Women of this period were associated with maintaining the home. And the home was the only place where Jewishness played out in this period. Additionally, in this era before women's liberation, Jewish women did not have the same pressures for financial success. Thus, while Brenda's mother relished living the upper middle class dream and was suspicious of a Jewish boy with lesser means, she was still concerned about such unimportant things as whether one was a Reform or Conservative Jew. If Roth's portrayal of Jewish women was grotesque, so was his portrayal of this shallow Jewish lifestyle in general including its Jewish men, who as we see in Portnoy's Complaint require psychiatric care.

Throughout his life and continuing after his death, many explore the important messages conveyed by Roth's harsh and accurate portrayal of Jewish life in the 50s and 60s. He resembles the child in The Conversion of the Jews whose questions so disturb the Rabbi that he must find some way to label the boy deranged rather than explore the emptiness of his own answers.
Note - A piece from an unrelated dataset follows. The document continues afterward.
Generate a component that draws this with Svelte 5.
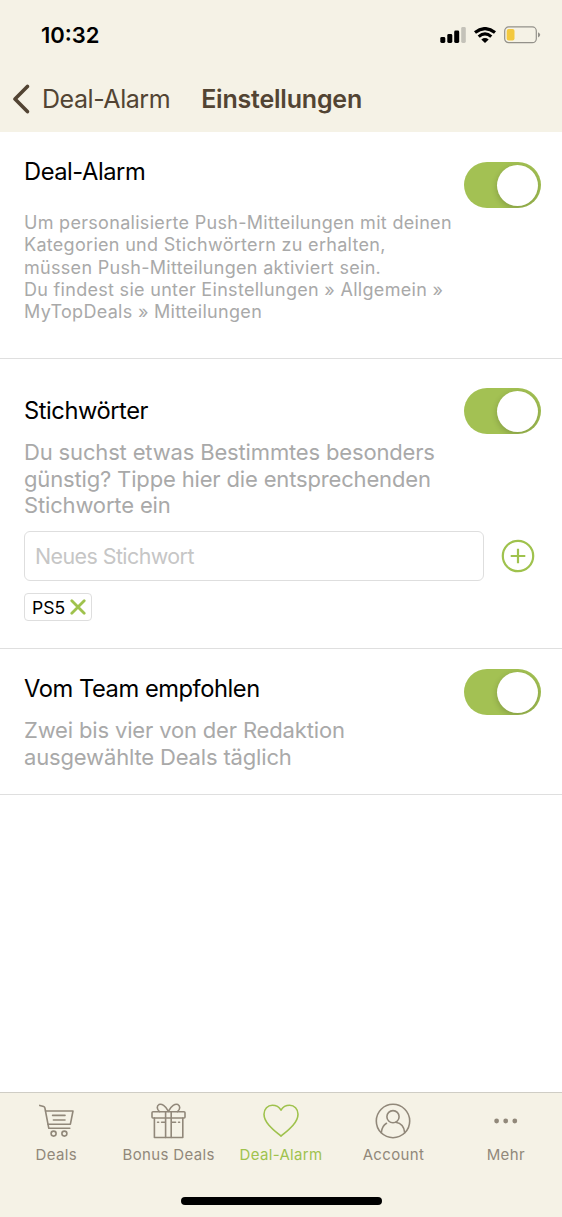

Roth seems to have in the end choose Americanism over Jewishness based on instructions he left about his funeral. That saddens me. But for those of us interested in Jewish continuity I suggest that we not let the offensive nature of his portrayal detract from the serious indictment he has made of American Jewish life. His work provides the best insight into why intermarriage exploded in the 60s and 70s as the majority of Jews outside the Orthodox camp continue to find the explanations from the liberal forms of Judaism unconvincing.